Warren Buffett's Berkshire Hathaway Inc. is offering to buy the mortgage division and loan portfolio of Residential Capital LLC, which filed for bankruptcy protection in May.
Residential Capital, also known as ResCap, is a subsidiary of Ally Financial Inc., the former auto lending arm of General Motors. ResCap was hobbled by payments on debt taken out to finance soured home mortgages.
Berkshire didn't spell out why it is interested in ResCap's assets in the court filing in which it outlined why its offer is better than competing bids.
But the conglomerate based in Omaha, Neb., already has significant interests in the insurance business along with a variety of other companies ranging from railroads to newspapers and clothiers.
Buffett has said that he believes the U.S. housing market will recover because more families continue to be formed, but he's not predicting when residential construction will rebound.
This investment could be related to Buffett's long-term optimism about the housing market, but it could also simply be a bid to pick up assets that are selling for less than they are worth.
Berkshire officials did not respond to a message Tuesday morning.
Jeff Matthews, a shareholder who wrote "Secrets in Plain Sight: Business & Investing Secrets of Warren Buffett," said he doesn't think Buffett is thinking of jumping into the mortgage lending business.
"He clearly thinks he's buying an under-valued asset," Matthews said.
Berkshire already holds roughly $2.8 billion in mortgage-backed securities purchased for about $2.5 billion for its investment portfolio. Berkshire also owns manufactured home builder Clayton Homes, which runs its own lending unit, so it has some experience with mortgages.
Ally, which is 74 percent owned by the U.S. government, makes loans to GM and Chrysler customers and finances dealer inventories. The government first bailed out the company, then known as GMAC Inc., in late 2008 as part of the Bush administration's aid to the auto industry. The Obama administration provided additional funding in May and December 2009.

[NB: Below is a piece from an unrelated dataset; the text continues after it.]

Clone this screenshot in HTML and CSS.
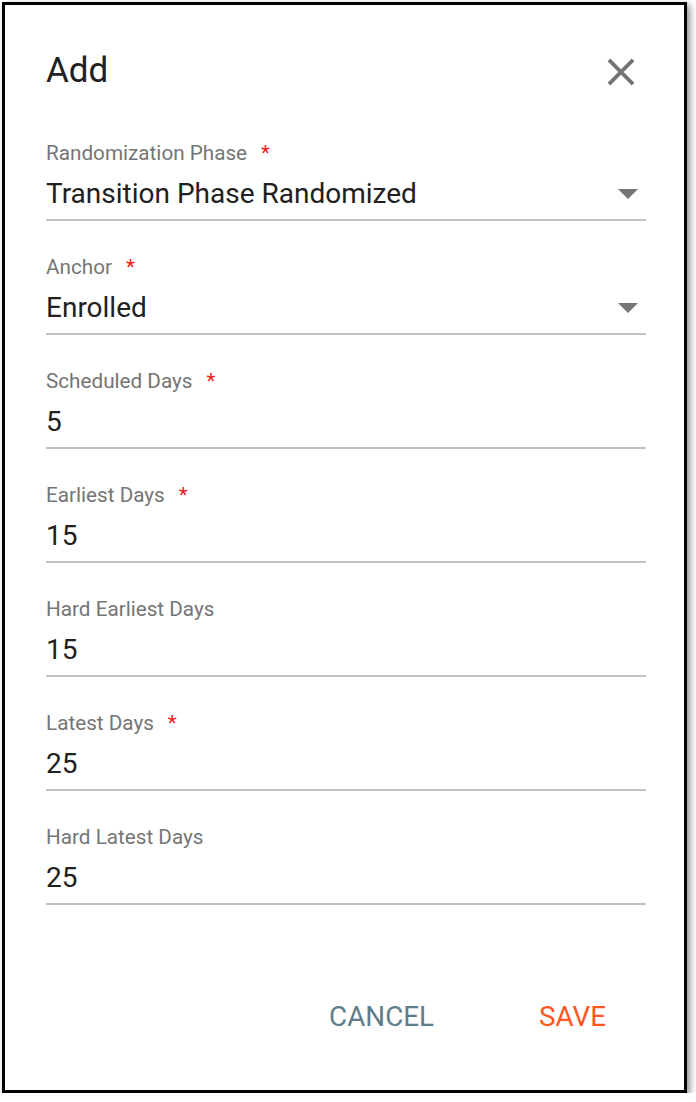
FILE: index.html
```html
<!DOCTYPE html>
<html lang="en">
<head>
    <meta charset="UTF-8">
    <title>Add</title>
    <link rel="stylesheet" href="styles.css">
</head>
<body>

<div class="dialog">
    <div class="dialog-header">
        <h1>Add</h1>
        <button class="close" type="button" aria-label="Close">
            <svg viewBox="0 0 24 24" width="46" height="46">
                <path d="M19 6.41L17.59 5 12 10.59 6.41 5 5 6.41 10.59 12 5 17.59 6.41 19 12 13.41 17.59 19 19 17.59 13.41 12z"/>
            </svg>
        </button>
    </div>

    <div class="fields">
        <div class="field">
            <label>Randomization Phase<span class="req">*</span></label>
            <div class="value select">
                <span>Transition Phase Randomized</span>
                <span class="arrow"></span>
            </div>
        </div>
        <div class="field">
            <label>Anchor<span class="req">*</span></label>
            <div class="value select">
                <span>Enrolled</span>
                <span class="arrow"></span>
            </div>
        </div>
        <div class="field">
            <label>Scheduled Days<span class="req">*</span></label>
            <div class="value">5</div>
        </div>
        <div class="field">
            <label>Earliest Days<span class="req">*</span></label>
            <div class="value">15</div>
        </div>
        <div class="field">
            <label>Hard Earliest Days</label>
            <div class="value">15</div>
        </div>
        <div class="field">
            <label>Latest Days<span class="req">*</span></label>
            <div class="value">25</div>
        </div>
        <div class="field">
            <label>Hard Latest Days</label>
            <div class="value">25</div>
        </div>
    </div>

    <div class="actions">
        <button class="btn btn-cancel" type="button">CANCEL</button>
        <button class="btn btn-save" type="button">SAVE</button>
    </div>
</div>

</body>
</html>
```

FILE: styles.css
```css
body {
    font-family: Roboto, "Liberation Sans", Arial, sans-serif;
    margin: 0;
    padding: 0;
    background-color: #fff;
}
.dialog {
    box-sizing: border-box;
    width: 685px;
    height: 1091px;
    margin: 2px 0 0 2px;
    border: 3px solid #000;
    background: #fff;
    box-shadow: 3px 3px 7px rgba(0, 0, 0, 0.45);
    padding: 42px 38px 52px 41px;
    display: flex;
    flex-direction: column;
}
.dialog-header {
    display: flex;
    justify-content: space-between;
    align-items: center;
}
h1 {
    margin: 0;
    font-size: 35px;
    line-height: 42px;
    font-weight: 400;
    color: #212121;
}
.close {
    border: none;
    background: none;
    padding: 0;
    margin: 2px 2px 0 0;
    width: 46px;
    height: 46px;
    cursor: pointer;
}
.close svg {
    display: block;
    fill: #757575;
}
.fields {
    margin-top: 46px;
}
.field {
    margin-bottom: 34px;
}
.field label {
    display: block;
    font-size: 20.7px;
    line-height: 24px;
    color: #757575;
}
.req {
    color: #f0201a;
    margin-left: 14px;
}
.value {
    margin-top: 12px;
    padding-bottom: 8px;
    border-bottom: 2px solid #c2c2c2;
    font-size: 28px;
    line-height: 34px;
    color: #212121;
}
.select {
    display: flex;
    justify-content: space-between;
    align-items: center;
}
.arrow {
    width: 0;
    height: 0;
    border-left: 10px solid transparent;
    border-right: 10px solid transparent;
    border-top: 10px solid #757575;
    margin-right: 8px;
}
.actions {
    margin-top: auto;
    display: flex;
    justify-content: flex-end;
    gap: 61px;
    padding-right: 18px;
}
.btn {
    border: none;
    background: none;
    font-family: inherit;
    font-size: 27.8px;
    line-height: 42px;
    height: 42px;
    padding: 0 22px;
    cursor: pointer;
}
.btn-cancel {
    color: #607d8b;
}
.btn-save {
    color: #ff5722;
}
```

ResCap had been a drain on Ally's finances for years, struggling to make payments on its heavy debt ever since the bottom fell out of the U.S. housing market in 2007. In regulatory filings before the bankruptcy, Ally said that deterioration in the U.S. housing market had led to fewer sources of money for ResCap, which was highly leveraged due to mortgage defaults.
In papers filed with the bankruptcy court for the Southern District of New York on Monday, Berkshire said it will offer more favorable terms for ResCap's mortgage business than Fortress Investment Group LLC has.
Berkshire's court filing mentions Ted Weschler, one of Berkshire's new investment managers, so it's not clear if this bid on ResCap's assets originated with Buffett. Weschler is a former hedge fund manager who started building a $2.75 billion investment portfolio at Berkshire in January.
ResCap agreed last month to sell most of its assets to a group that includes Fortress and NationStar Mortgage LLC, which is majority owned by Fortress
Berkshire said it will match Fortress' $2.4 billion bid for the mortgage unit, but will offer a lower breakup fee of $24 million. Fortress' breakup fee is $72 million if its deal doesn't go through.
Berkshire also said in the filing that it will not require any expense reimbursement. Fortress may get up to $10 million in expense reimbursement if it loses the auction for ResCap's assets.
Berkshire also says it will offer better terms for ResCap's loan portfolio, which Ally wants to purchase. Berkshire said it will pay $1.45 billion for the portfolio, compared with Ally's $1.4 billion offer. But Ally could pay $1.6 billion if a deal is made under ResCap's Chapter 11 bankruptcy reorganization plan.
An Ally spokeswoman did not respond to a message Tuesday morning.
Berkshire wants to replace Fortress and Ally as the "stalking horse," or initial bidder, for the ResCap assets. The company says its offers will stay open until June 19 for the court to approve. The deadline is consistent with Berkshire's policy not to enter into bidding wars.